Looking Back
A report presented to Charleston leaders regarding the downtown protests May 30 and May 31 could figure into changes to how the city’s police force operates, once local leaders process the specifics.
The full 64-page “After Action Report,” released Oct. 8, details a timeline of events beginning May 28, with the organization and planning of the peaceful protest to take place May 30 afternoon. Councilwoman Carol Jackson was there that day, and remembers a stark difference between that afternoon and what came later.
“I had walked all the way to the Battery, and the majority of that way was with two younger women I knew through the ACLU,” Jackson said. “Policemen were stationed on the side roads just to keep the marchers moving.”

Black Lives Matter organizer Marcus McDonald remembers much the same from the daytime protests: a peaceful demonstration by those tired of seeing headlines in the media about the death of Black people at the hands of police.
“We were all angry and frustrated about what was going on,” McDonald said. “‘Here we are, yet again, dealing with this senseless violence.’ We just wanted to be a community for everybody to connect with and discuss our feelings with everyone else. I went to a peaceful protest, not to cause destruction, but to show solidarity.”
Though the night saw violence and destruction, Jackson said she believed those who were to blame were different than those she had marched with, and nobody expected it to go the way it did.
“It was visibly upsetting and disturbing that what we all thought was a good First Amendment expression had turned so ugly and violent,” she said. “I firmly believe it was a whole new crowd. In terms of intent, it was a whole new crowd.”
Even still, as the city’s “After Action Report” details, the mindset of all those present for further demonstration the following day had been severely altered.
“The way they had it set up the next day was just disgusting,” McDonald said. “There was one point where we were all trying to leave Marion Square on Calhoun and St. Philip [streets], but there was something like a tank there. We were in front of it, and it started playing ‘Bad Boys,’ and the next thing I knew, they had tear gassed us. That kind of militarization can’t happen again.”

The report states “the various responses to the different situations resolved them in a manner consistent with the Response to Resistance and Aggression Decision Model and resulted in no one being injured,” but details the use of chemical agents and pepper rounds being fired at protesters during daytime protests, methods Jackson called physical, but not violent.
“My definition of violence is from a personal, human being standpoint, that cops are trying to be physical when they can’t get citizens to obey verbally,” she said. “Yes, I think they were physical, but to me, violence is mal-intent.”
But, McDonald described many of the arrests made throughout the events as violent.
“The reckless arrest of people without purpose — stuff like that can’t happen again,” he said. “They would tackle people and roughhouse them, and we were just trying to protest in the park.

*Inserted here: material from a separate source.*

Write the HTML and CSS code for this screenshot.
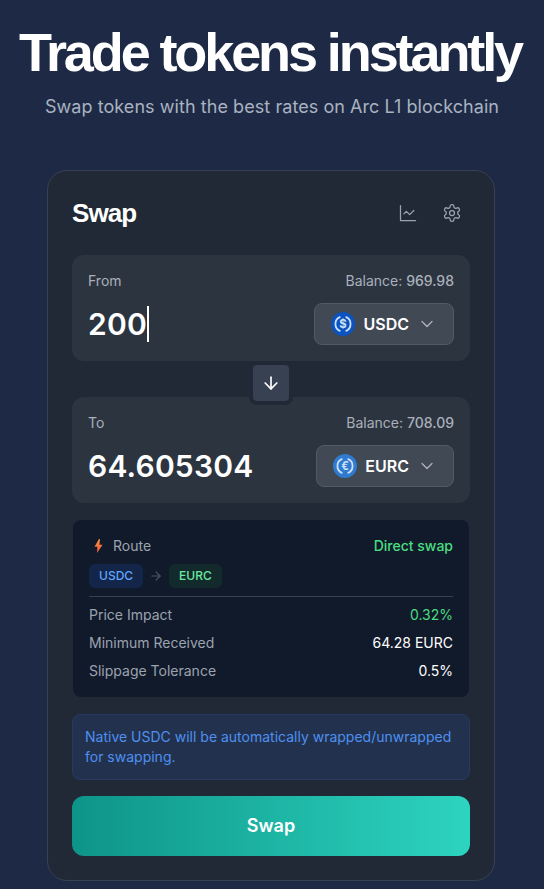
FILE: index.html
```html
<!DOCTYPE html>
<html lang="en">
<head>
    <meta charset="UTF-8">
    <meta name="viewport" content="width=device-width, initial-scale=1.0">
    <title>Swap</title>
    <link rel="stylesheet" href="styles.css">
</head>
<body>

    <!-- Hero -->
    <header class="hero">
        <h1>Trade tokens instantly</h1>
        <p>Swap tokens with the best rates on Arc L1 blockchain</p>
    </header>

    <main class="card">
        <div class="card-head">
            <h2>Swap</h2>
            <div class="card-tools">
                <svg class="tool-icon" viewBox="0 0 24 24"><path d="M3 3v18h18"/><path d="m19 9-5 5-4-4-3 3"/></svg>
                <svg class="tool-icon" viewBox="0 0 24 24"><path d="M12.22 2h-.44a2 2 0 0 0-2 2v.18a2 2 0 0 1-1 1.73l-.43.25a2 2 0 0 1-2 0l-.15-.08a2 2 0 0 0-2.73.73l-.22.38a2 2 0 0 0 .73 2.73l.15.1a2 2 0 0 1 1 1.72v.51a2 2 0 0 1-1 1.74l-.15.09a2 2 0 0 0-.73 2.73l.22.38a2 2 0 0 0 2.73.73l.15-.08a2 2 0 0 1 2 0l.43.25a2 2 0 0 1 1 1.73V20a2 2 0 0 0 2 2h.44a2 2 0 0 0 2-2v-.18a2 2 0 0 1 1-1.73l.43-.25a2 2 0 0 1 2 0l.15.08a2 2 0 0 0 2.73-.73l.22-.39a2 2 0 0 0-.73-2.73l-.15-.08a2 2 0 0 1-1-1.74v-.5a2 2 0 0 1 1-1.74l.15-.09a2 2 0 0 0 .73-2.73l-.22-.38a2 2 0 0 0-2.73-.73l-.15.08a2 2 0 0 1-2 0l-.43-.25a2 2 0 0 1-1-1.73V4a2 2 0 0 0-2-2z"/><circle cx="12" cy="12" r="3"/></svg>
            </div>
        </div>

        <!-- From -->
        <section class="panel">
            <div class="panel-top">
                <span>From</span>
                <span>Balance: <b>969.98</b></span>
            </div>
            <div class="panel-main">
                <div class="amount">200<i class="caret"></i></div>
                <div class="token-select">
                    <svg class="token-logo" viewBox="0 0 32 32">
                        <circle cx="16" cy="16" r="16" fill="#0b53bf"/>
                        <path class="logo-arc" d="M12.5 6.6a10 10 0 0 0 0 18.8"/>
                        <path class="logo-arc" d="M19.5 6.6a10 10 0 0 1 0 18.8"/>
                        <text class="logo-sign" x="16" y="21.5">$</text>
                    </svg>
                    <span class="token-name">USDC</span>
                    <svg class="chevron" viewBox="0 0 24 24"><path d="m6 9 6 6 6-6"/></svg>
                </div>
            </div>
        </section>

        <div class="flip-row">
            <div class="flip-btn">
                <svg viewBox="0 0 24 24"><path d="M12 5v14"/><path d="m19 12-7 7-7-7"/></svg>
            </div>
        </div>

        <!-- To -->
        <section class="panel">
            <div class="panel-top">
                <span>To</span>
                <span>Balance: <b>708.09</b></span>
            </div>
            <div class="panel-main">
                <div class="amount">64.605304</div>
                <div class="token-select">
                    <svg class="token-logo" viewBox="0 0 32 32">
                        <circle cx="16" cy="16" r="16" fill="#2f7bd0"/>
                        <path class="logo-arc" d="M12.5 6.6a10 10 0 0 0 0 18.8"/>
                        <path class="logo-arc" d="M19.5 6.6a10 10 0 0 1 0 18.8"/>
                        <text class="logo-sign" x="16" y="21.5">€</text>
                    </svg>
                    <span class="token-name">EURC</span>
                    <svg class="chevron" viewBox="0 0 24 24"><path d="m6 9 6 6 6-6"/></svg>
                </div>
            </div>
        </section>

        <!-- Route details -->
        <section class="details">
            <div class="route-head">
                <span class="route-label">
                    <svg class="bolt" viewBox="0 0 16 16">
                        <defs>
                            <linearGradient id="boltFill" x1="0" y1="0" x2="0" y2="1">
                                <stop offset="0" stop-color="#fb923c"/>
                                <stop offset="1" stop-color="#ef5a3c"/>
                            </linearGradient>
                        </defs>
                        <path fill="url(#boltFill)" d="M10 1h1l-.6 5.8h3.1L8 15l.4-6.2H5.5z"/>
                    </svg>
                    Route
                </span>
                <span class="direct">Direct swap</span>
            </div>
            <div class="route-path">
                <span class="chip chip-blue">USDC</span>
                <svg class="route-arrow" viewBox="0 0 24 24"><path d="M5 12h14"/><path d="m12 5 7 7-7 7"/></svg>
                <span class="chip chip-green">EURC</span>
            </div>
            <div class="detail-rows">
                <div class="detail-row"><span>Price Impact</span><span class="val-green">0.32%</span></div>
                <div class="detail-row"><span>Minimum Received</span><span class="val-white">64.28 EURC</span></div>
                <div class="detail-row"><span>Slippage Tolerance</span><span class="val-white">0.5%</span></div>
            </div>
        </section>

        <div class="notice">Native USDC will be automatically wrapped/unwrapped for swapping.</div>

        <button class="swap-btn" type="button">Swap</button>
    </main>

</body>
</html>
```

FILE: styles.css
```css
/* General Body Styling */
body {
    margin: 0;
    min-height: 889px;
    background: #1e2a45;
    color: white;
    font-family: 'Inter', sans-serif;
}

/* Hero */
.hero {
    text-align: center;
    padding-top: 20px;
}

.hero h1 {
    margin: 0;
    padding-right: 4px;
    font-family: 'Liberation Sans', Arial, sans-serif;
    font-size: 54px;
    line-height: 64px;
    font-weight: 700;
    letter-spacing: -3.1px;
    white-space: nowrap;
}

.hero p {
    margin: 11px 0 0;
    font-size: 18px;
    line-height: 24px;
    letter-spacing: 0.06px;
    color: #a9b2c0;
}

/* Card */
.card {
    box-sizing: border-box;
    width: 448px;
    height: 711px;
    margin: 51px 0 0 47px;
    padding: 24px;
    background: #212936;
    border: 1px solid #374151;
    border-radius: 20px;
}

.card-head {
    display: flex;
    justify-content: space-between;
    align-items: center;
    height: 36px;
    margin-bottom: 24px;
}

.card-head h2 {
    margin: 0;
    font-family: 'Liberation Sans', Arial, sans-serif;
    font-size: 26px;
    font-weight: 700;
    letter-spacing: -0.9px;
}

.card-tools {
    display: flex;
    gap: 24px;
    padding-right: 8px;
}

.tool-icon {
    width: 20px;
    height: 20px;
    fill: none;
    stroke: #9ca3af;
    stroke-width: 1.5;
    stroke-linecap: round;
    stroke-linejoin: round;
}

/* From / To panels */
.panel {
    background: #2c3440;
    border-radius: 12px;
    height: 106px;
    box-sizing: border-box;
    padding: 16px;
}

.panel-top {
    display: flex;
    justify-content: space-between;
    font-size: 14px;
    line-height: 20px;
    color: #a9b0bb;
}

.panel-top b {
    font-weight: 500;
}

.panel-main {
    display: flex;
    justify-content: space-between;
    align-items: center;
    margin-top: 12px;
}

.amount {
    display: flex;
    align-items: center;
    font-size: 30px;
    font-weight: 600;
    line-height: 36px;
    letter-spacing: 0.2px;
}

.caret {
    display: block;
    width: 2px;
    height: 36px;
    background: white;
}

.token-select {
    display: flex;
    align-items: center;
    box-sizing: border-box;
    height: 42px;
    padding: 0 16px;
    gap: 8px;
    background: #414955;
    border: 1px solid #525a66;
    border-radius: 8px;
}

.token-logo {
    width: 24px;
    height: 24px;
}

.logo-arc {
    fill: none;
    stroke: #cfe0f7;
    stroke-width: 2.4;
}

.logo-sign {
    font-family: 'Inter', sans-serif;
    font-size: 15px;
    font-weight: 700;
    fill: #cfe0f7;
    text-anchor: middle;
}

.token-name {
    font-size: 16px;
    font-weight: 600;
}

.chevron {
    width: 20px;
    height: 20px;
    fill: none;
    stroke: #aeb4bd;
    stroke-width: 1.5;
    stroke-linecap: round;
    stroke-linejoin: round;
}

/* Flip button */
.flip-row {
    display: flex;
    justify-content: center;
    height: 36px;
}

.flip-btn {
    position: relative;
    z-index: 1;
    display: flex;
    align-items: center;
    justify-content: center;
    box-sizing: border-box;
    width: 36px;
    height: 36px;
    margin-top: 4px;
    background: #374151;
    border-radius: 4px;
    box-shadow: 0 0 0 4px #212936;
}

.flip-btn svg {
    width: 20px;
    height: 20px;
    fill: none;
    stroke: white;
    stroke-width: 2;
    stroke-linecap: round;
    stroke-linejoin: round;
}

/* Route details */
.details {
    box-sizing: border-box;
    height: 177px;
    margin: 17px 1px 0;
    padding: 16px;
    background: #111a2b;
    border-radius: 8px;
    font-size: 14px;
    line-height: 20px;
}

.route-head {
    display: flex;
    justify-content: space-between;
}

.route-label {
    display: flex;
    align-items: center;
    gap: 8px;
    color: #9ca3af;
}

.bolt {
    width: 16px;
    height: 16px;
}

.direct {
    color: #4ade80;
    font-weight: 500;
}

.route-path {
    display: flex;
    align-items: center;
    gap: 6px;
    margin-top: 8px;
}

.chip {
    padding: 2px 10px;
    border-radius: 6px;
    font-size: 12px;
    font-weight: 500;
}

.chip-blue {
    background: #13264a;
    color: #60a5fa;
}

.chip-green {
    background: #122a2b;
    color: #6ee7a0;
}

.route-arrow {
    width: 14px;
    height: 14px;
    fill: none;
    stroke: #4b5563;
    stroke-width: 2;
    stroke-linecap: round;
    stroke-linejoin: round;
}

.detail-rows {
    margin-top: 8px;
    padding-top: 8px;
    border-top: 1px solid #374151;
}

.detail-row {
    display: flex;
    justify-content: space-between;
    height: 28px;
    color: #9ca3af;
}

.val-green {
    color: #4ade80;
}

.val-white {
    color: white;
}

/* Notice */
.notice {
    box-sizing: border-box;
    height: 66px;
    margin-top: 17px;
    padding: 12px;
    background: #22324e;
    border: 1px solid #26395f;
    border-radius: 8px;
    font-size: 14px;
    line-height: 20px;
    color: #4f8ff0;
}

/* Swap button */
.swap-btn {
    display: block;
    width: 100%;
    height: 60px;
    margin-top: 16px;
    padding-bottom: 3px;
    border: none;
    border-radius: 12px;
    background: linear-gradient(to right, #0d9488, #2dd4bf);
    color: white;
    font-family: 'Inter', sans-serif;
    font-size: 18px;
    font-weight: 600;
}
```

The first time we did an 8 minutes of silence, they shot pepper bullets at us 4 minutes through.
“Over-militarized responses like that don’t serve any purpose,” McDonald said. “If anything, they further alienate the citizens from the police.”
That’s why Jackson has proposed city leaders get additional perspectives from those impacted by the protests and responses of the May 30 and May 31 protests, including those who were arrested.
“I felt like we should have some representation from the people who were peacefully protesting again on Sunday and were affronted that they were not being treated fairly in the vein of the peaceful protests they were trying to accomplish that afternoon,” she said.
Information gained from testimonials like those as well as detailed reports and research from others involved will motivate future training and changes to the way the Charleston Police Department operates.
“The report is a snapshot in time, confirmation of things and our takeaways that will be blended into our bigger picture changes to our policing strategies and training that we’ve begun,” Jackson said. “We began with the Illumination Project and have now gone into a more directive statistical performance-measured racial bias audit.”
This is a similar belief to what McDonald said was the point of the protests in the first place: to speak up against police systems that don’t work for the people they are supposed to serve and draw people’s focus to change.
“You can focus on the protest for months and months, but what we are really wanting to focus on is the change,” he said. “That’s what [community leaders] should be focusing on as well, and that goes for everyone all across the country.”
Though Jackson and other leaders have said there is “much to learn” from the events detailed in the report, she believes Charleston is at least a few steps ahead of other parts of the state.
“In states like South Carolina, that don’t want to share taxes or use taxes for more subtle purposes like community programs that would involve economic empowerment as well as mental health intervention and dealing with homelessness on a housing-first basis, there’s so much that’s missing,” Jackson said. “Charleston is better at a lot of those things than some other parts of the state. We care. That’s the message I hope to deliver through these changes.”